The Napa Institute—with its mission, according to its tax forms, to “equip Catholic leaders to defend and advance the Catholic faith in the ‘next America’”—is one of several Catholic nonprofits that have become forceful players within the church and at the intersection of religion and politics, and one of the most active. Some groups are aggressively involved in aligning Catholic thought with libertarian economic theory while others are devoted to defining Catholicism for the culture by exceptionally conservative theology and practice.
Newer groups—including the Napa Institute, Legatus (launched by Domino’s Pizza founder Thomas Monaghan), and the Acton Institute—use the nonprofit designation to push an extreme libertarian economic agenda. Their devotion to individualism, unrestricted capitalism, and diminishment of government services, especially to the poor and marginalized, runs counter to the central tenets of Catholic social teaching.
“I think we’re in a kind of brave new world where these groups really are setting themselves up as authorities above the authorities,” said Stephen Schneck, former director of the Institute for Policy Research and Catholic Studies at the Catholic University of America (and a Sojourners board member). “I don’t know how else to say that. They’re challenging the legitimacy of existing structures of authority and trying to fill that space with their own agenda and their own people.”
The decline of the bishops
The eruption of independent groups may not have been that surprising in the Protestant world where evangelical leaders and their movements, taking up issues on the margins of society and church, often exercised a degree of suspicion about mainline denominations.
In the rigidly hierarchical Catholic world, on the other hand, dissent was often smothered beneath the rubric of Catholic unity. Since its founding in 1917 (as the National Catholic War Council) to ensure Catholic support for World War I, the U.S. Catholic bishops’ conference has been one of the most powerful religious organizations in the country. Until recently, the Catholic clerical culture, particularly at the bishops’ level, was able to present a united and authoritative front when speaking on social and political issues.
The phenomenon of independent organizations challenging the established Catholic authority emerged in the 1980s, just as the U.S. bishops were at the apex of their power as a teaching body, addressing major issues of the day. In 1983, the bishops released a far-reaching pastoral on modern warfare, the result of broad consultation with lay experts. They followed in 1986 with a pastoral letter titled “Economic Justice for All,” a document anchored in a century of Catholic social teaching and highly critical of President Ronald Reagan’s economic policies—and completely unwelcome to the 1980 vice-presidential candidate for the Libertarian Party, David H. Koch.
The ascendancy of the Catholic Right, Schneck said, is rooted in the bishops’ letter on economics. Countering the pastoral letter, he said, marked “the beginning of the conservative efforts to create their own magisterium [teaching authority] on the side.”
Attacking Pope Francis
During previous pontificates, Busch was all-in on loyalty to the pope and the teaching authorities of the church.
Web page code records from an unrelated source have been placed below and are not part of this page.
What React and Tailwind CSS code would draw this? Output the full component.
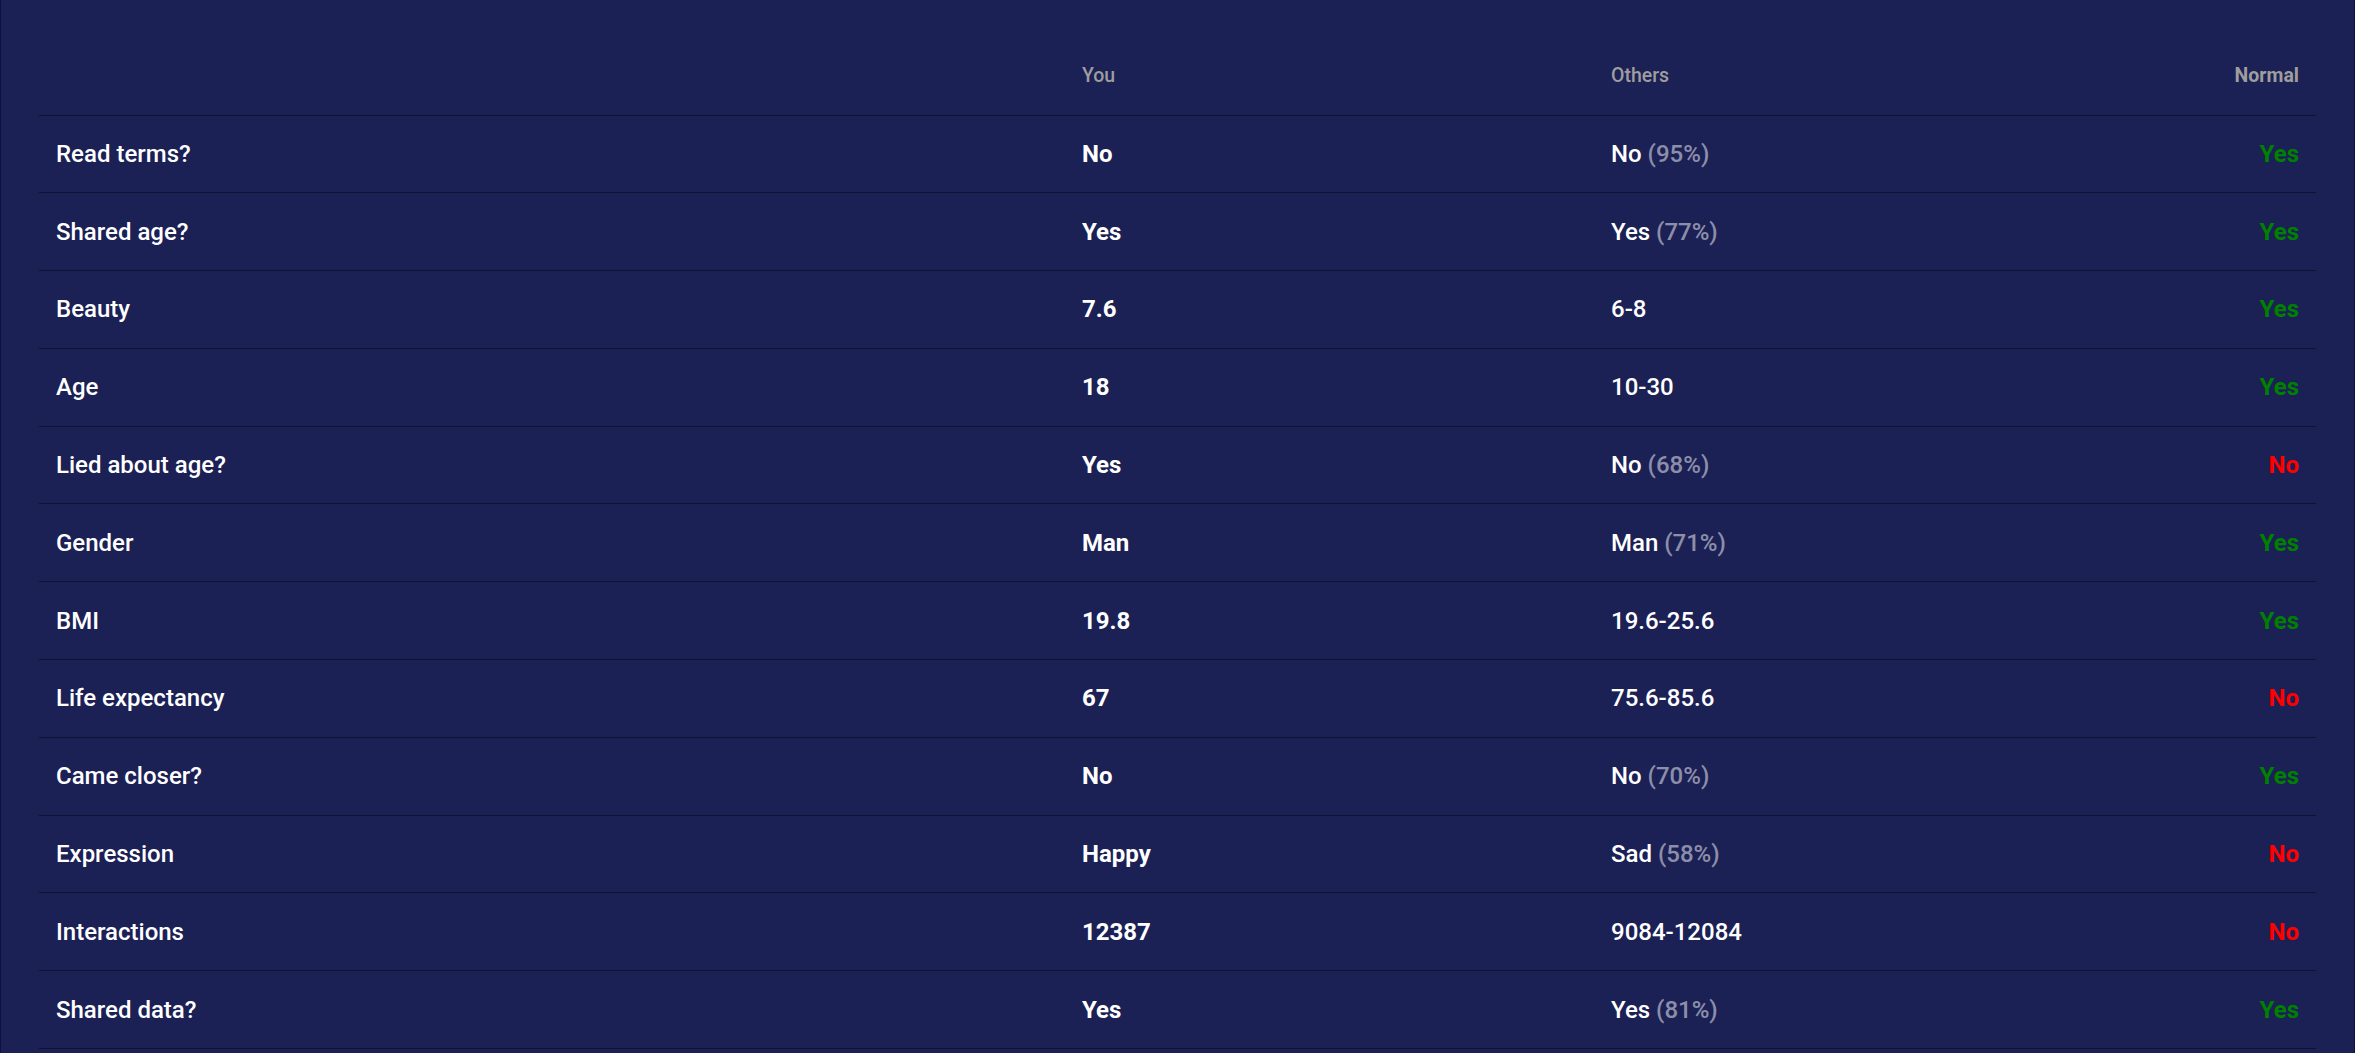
const rows = [
  { label: 'Read terms?', you: 'No', others: 'No', pct: '95%', normal: true },
  { label: 'Shared age?', you: 'Yes', others: 'Yes', pct: '77%', normal: true },
  { label: 'Beauty', you: '7.6', others: '6-8', normal: true },
  { label: 'Age', you: '18', others: '10-30', normal: true },
  { label: 'Lied about age?', you: 'Yes', others: 'No', pct: '68%', normal: false },
  { label: 'Gender', you: 'Man', others: 'Man', pct: '71%', normal: true },
  { label: 'BMI', you: '19.8', others: '19.6-25.6', normal: true },
  { label: 'Life expectancy', you: '67', others: '75.6-85.6', normal: false },
  { label: 'Came closer?', you: 'No', others: 'No', pct: '70%', normal: true },
  { label: 'Expression', you: 'Happy', others: 'Sad', pct: '58%', normal: false },
  { label: 'Interactions', you: '12387', others: '9084-12084', normal: false },
  { label: 'Shared data?', you: 'Yes', others: 'Yes', pct: '81%', normal: true },
];

export default function App() {
  return (
    <div
      className="min-h-[1053px] bg-[#1b2055] border-x border-[#0e1140] px-[38px] pt-[37px]"
      style={{ fontFamily: 'Roboto, "Liberation Sans", sans-serif' }}
    >
      <table className="w-full table-fixed border-collapse">
        <colgroup>
          <col className="w-[1026px]" />
          <col className="w-[529px]" />
          <col />
          <col className="w-[220px]" />
        </colgroup>
        <thead>
          <tr className="h-[78px] border-b border-[#10132f]">
            <th />
            <th className="px-[17px] text-left text-[19.5px] font-medium text-[#9e9e9e]">You</th>
            <th className="px-[17px] text-left text-[19.5px] font-medium text-[#9e9e9e]">Others</th>
            <th className="px-[17px] text-right text-[19.5px] font-bold text-[#9e9e9e]">Normal</th>
          </tr>
        </thead>
        <tbody>
          {rows.map((r) => (
            <tr key={r.label} className="h-[77.8px] border-b border-[#10132f] text-[24px]">
              <td className="px-[17px] font-medium text-white">{r.label}</td>
              <td className="px-[17px] font-bold text-white">{r.you}</td>
              <td className="px-[17px] font-medium text-white">
                {r.others}
                {r.pct && <span className="text-white/50"> ({r.pct})</span>}
              </td>
              <td
                className={`px-[17px] text-right font-bold ${
                  r.normal ? 'text-[#008000]' : 'text-[#ff0000]'
                }`}
              >
                {r.normal ? 'Yes' : 'No'}
              </td>
            </tr>
          ))}
        </tbody>
      </table>
    </div>
  );
}
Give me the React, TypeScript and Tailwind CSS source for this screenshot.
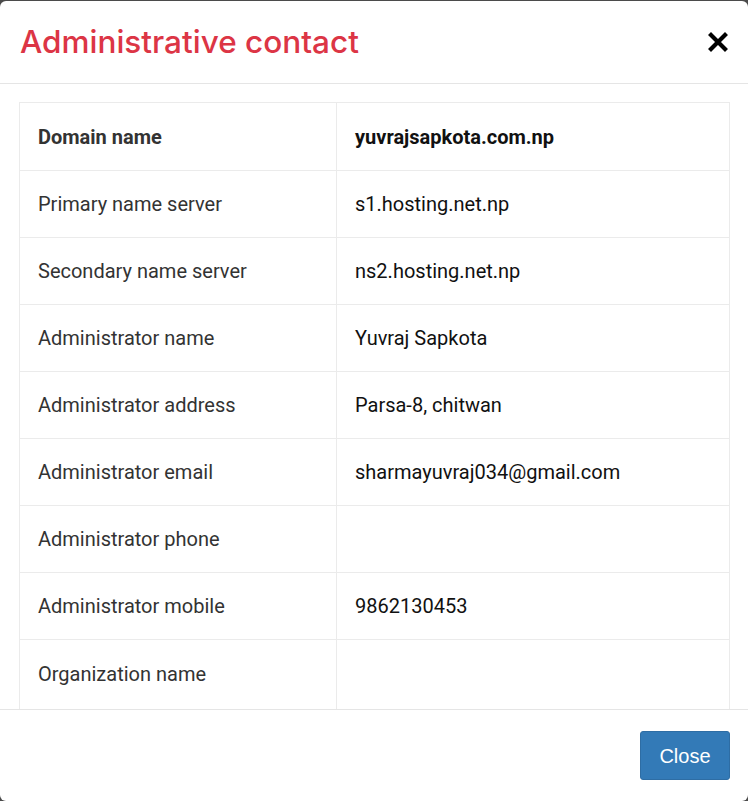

In the era of Pope Francis, however, he has associated himself with right-wing Catholic efforts to discredit the pope using the largely debunked accusations of Archbishop Carlo Maria Viganò, the former papal ambassador to the United States. In one of several letters criticizing the pope, Viganò urged Francis to step down.
The case could be made that Viganò is merely a disgruntled employee striking back at the home office. When Francis visited the United States in 2015, it was Viganò who arranged the awkward surprise meeting between the pope and Kim Davis, a county clerk in Kentucky who refused to sign marriage licenses of same-sex couples. Viganò was later removed from the diplomatic post by Pope Francis, under a cloud of controversy.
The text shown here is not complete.